We were persuaded to go night skiing at Wachusett Mountain, which is the only noteworthy ski area within an hour’s drive of Boston. I had never been to Wachusett nor gone night skiing, and I expected the worst on both fronts. Hey, the good thing about being a pessimist is you’re never disappointed, and when things turn out to be pretty good, then you’re pleasantly delighted.
Even non-skiers in Boston metro are familiar with Wachusett Mountain due to their incessant television and radio advertising that employs a catchy-to-the-point-of-grating jingle “Oh, wa-Wachusett.” The ads always feature the adult members of the family that owns Wachusett, sitting on the ski lifts and talking about how great the snow is on Wachusett, and then skiing down a mountain of cash… I mean, snow with gleeful looks on their faces.
Night skiing goes from 4-10pm ($44 lift tickets during “prime season”) and we arrived right at 4pm. Because it’s school vacation week in Massachusetts, the ski area was mobbed with groups of kids of all ages, but especially teenagers. The amount of money on display was almost shocking: designer snowboard, designer boots, designer jackets and pants, and $6 cups of french fries. I mean, wow. Each one of these kids represented a minimum of $1000 worth of gear, and they strut around the base area, fully aware of how freaking cool they looked. (It was a different story on the mountain, where many of them wobbled, snow-plowed, and skidded out of control… not looking quite as cool).
I feared that Wachusett’s relatively low altitude as well as its notorious weekend crowds would guarantee icy patches and an absence of powder by 4pm, but, wow: the snow was excellent, especially considering temperatures hit 50 degrees that day. So while the lift tickets are a wee bit expensive considering the lack of terrain, obviously they’ve invested a lot into snow-making as well as their speedy quad lifts that have been engineered to minimize mounting/dismounting foibles.
Since Mr. Pinault was on his telemark skis, we decided to warm-up his thigh muscles on the mid-level trails, which turned out to be the most popular part of the mountain due to the halfpipe and snowboard park located under this ski lift. We watched the teenaged boys do tricks on various apparatus, risking limb if not life to impress each other (and us captive spectators). The sun was still out, the weather was still warm, and we were pleasantly surprised by the quality of the snow. After Mr.

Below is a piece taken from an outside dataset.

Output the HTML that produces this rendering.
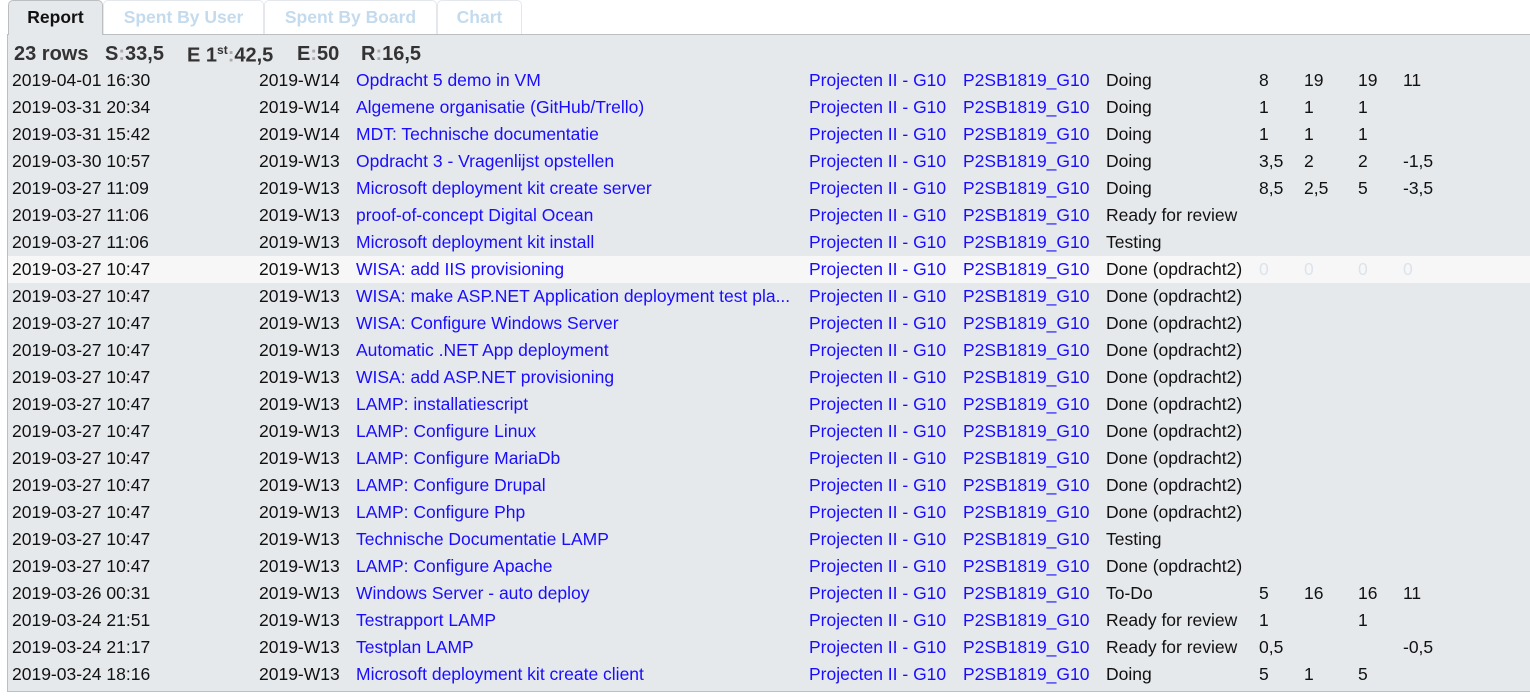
<!DOCTYPE html>
<html><head><style>
body{margin:0;background:#fff;font-family:"Liberation Sans",Arial,sans-serif;width:1530px;height:697px;overflow:hidden;position:relative}
.tab{position:absolute;top:0;height:34px;box-sizing:border-box;border:1px solid #e4e8ec;border-bottom:none;border-radius:5px 5px 0 0;font-weight:bold;font-size:17.5px;line-height:33px;text-align:center;color:#c4dbee;background:#fff}
.panel{position:absolute;left:7px;top:34px;right:-2px;height:658px;box-sizing:border-box;border:1px solid #bcbfc2;background:#e6e9ec}
.hdr{position:absolute;top:43px;font-weight:bold;font-size:20px;color:#333;white-space:nowrap}
.g{color:#aaa}
.row{position:absolute;left:8px;right:0;height:27px;font-size:17.5px;color:#111;white-space:nowrap}
.row div{position:absolute;top:3px}
.hl{background:#f7f7f7}
a{color:#1a0dff;text-decoration:none}
.z{color:#dde3ea}
</style></head><body>
<div class="tab" style="left:8px;width:95px;background:#e6e9ec;border-color:#bcbfc2;color:#111;height:35px;z-index:2">Report</div>
<div class="tab" style="left:103px;width:161px">Spent By User</div>
<div class="tab" style="left:264px;width:173px">Spent By Board</div>
<div class="tab" style="left:437px;width:85px">Chart</div>
<div class="panel"></div>
<div class="hdr" style="left:14px">23 rows</div>
<div class="hdr" style="left:105px">S<span class="g">:</span>33,5</div>
<div class="hdr" style="left:187px">E 1<sup style="font-size:12px">st</sup><span class="g">:</span>42,5</div>
<div class="hdr" style="left:297px">E<span class="g">:</span>50</div>
<div class="hdr" style="left:361px">R<span class="g">:</span>16,5</div>
<div id="rows"></div>
<script>
var d=[
["2019-04-01 16:30","2019-W14","Opdracht 5 demo in VM","Doing","8","19","19","11"],
["2019-03-31 20:34","2019-W14","Algemene organisatie (GitHub/Trello)","Doing","1","1","1",""],
["2019-03-31 15:42","2019-W14","MDT: Technische documentatie","Doing","1","1","1",""],
["2019-03-30 10:57","2019-W13","Opdracht 3 - Vragenlijst opstellen","Doing","3,5","2","2","-1,5"],
["2019-03-27 11:09","2019-W13","Microsoft deployment kit create server","Doing","8,5","2,5","5","-3,5"],
["2019-03-27 11:06","2019-W13","proof-of-concept Digital Ocean","Ready for review","","","",""],
["2019-03-27 11:06","2019-W13","Microsoft deployment kit install","Testing","","","",""],
["2019-03-27 10:47","2019-W13","WISA: add IIS provisioning","Done (opdracht2)","0","0","0","0"],
["2019-03-27 10:47","2019-W13","WISA: make ASP.NET Application deployment test pla...","Done (opdracht2)","","","",""],
["2019-03-27 10:47","2019-W13","WISA: Configure Windows Server","Done (opdracht2)","","","",""],
["2019-03-27 10:47","2019-W13","Automatic .NET App deployment","Done (opdracht2)","","","",""],
["2019-03-27 10:47","2019-W13","WISA: add ASP.NET provisioning","Done (opdracht2)","","","",""],
["2019-03-27 10:47","2019-W13","LAMP: installatiescript","Done (opdracht2)","","","",""],
["2019-03-27 10:47","2019-W13","LAMP: Configure Linux","Done (opdracht2)","","","",""],
["2019-03-27 10:47","2019-W13","LAMP: Configure MariaDb","Done (opdracht2)","","","",""],
["2019-03-27 10:47","2019-W13","LAMP: Configure Drupal","Done (opdracht2)","","","",""],
["2019-03-27 10:47","2019-W13","LAMP: Configure Php","Done (opdracht2)","","","",""],
["2019-03-27 10:47","2019-W13","Technische Documentatie LAMP","Testing","","","",""],
["2019-03-27 10:47","2019-W13","LAMP: Configure Apache","Done (opdracht2)","","","",""],
["2019-03-26 00:31","2019-W13","Windows Server - auto deploy","To-Do","5","16","16","11"],
["2019-03-24 21:51","2019-W13","Testrapport LAMP","Ready for review","1","","1",""],
["2019-03-24 21:17","2019-W13","Testplan LAMP","Ready for review","0,5","","","-0,5"],
["2019-03-24 18:16","2019-W13","Microsoft deployment kit create client","Doing","5","1","5",""]];
var h="";
d.forEach(function(r,i){
var c=i==7?' class="z"':'';
h+='<div class="row'+(i==7?' hl':'')+'" style="top:'+(67+i*27)+'px">'+
'<div style="left:4px">'+r[0]+'</div><div style="left:251px">'+r[1]+'</div>'+
'<div style="left:348px"><a>'+r[2]+'</a></div><div style="left:801px"><a>Projecten II - G10</a></div>'+
'<div style="left:955px"><a>P2SB1819_G10</a></div><div style="left:1098px">'+r[3]+'</div>'+
'<div'+c+' style="left:1251px">'+r[4]+'</div><div'+c+' style="left:1296px">'+r[5]+'</div>'+
'<div'+c+' style="left:1350px">'+r[6]+'</div><div'+c+' style="left:1395px">'+r[7]+'</div></div>';
});
document.getElementById("rows").innerHTML=h;
</script>
</body></html>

Pinault got his telemark style down, we moved on to the more “challenging” Black trails.
I say “challenging” with mocking quotes, because, my God, compared to Europe, these Black trails are a joke. Black trails in the Alps are basically vertical cliffs — I’ve never skied one and don’t plan to, because even Mr. Pinault gets nervous on Black trails. But the Black trails at Wachusett would rate among the easiest in the Alps. Not that I mind, but the budding Bode Millers and Lindsey Vonns who fly straight down with nary a turn or pole plant will have a cruel surprise should they ever go to a real mountain and attempt a real Black trail.
As the sun went down, the lights came on and my night vision kicked in. It did get chilly, and the lift lines were long, but we had no urge to go into the lodge for a break. (Not that we could have found a table, anyway, because the place was packed. It always amazes me how many people “go skiing” and spend most of their time in the lodge.) We skied for four hours straight until 8pm, basically on the same two Black trails, until we grew increasingly cold and ready for dinner. Mr. Pinault’s thighs were burning from the telemark turns. And so we headed to the parking lot to go home, tired but satisfied with our trip to wa-Wachusett (although wa-once a year there is probably enough for me).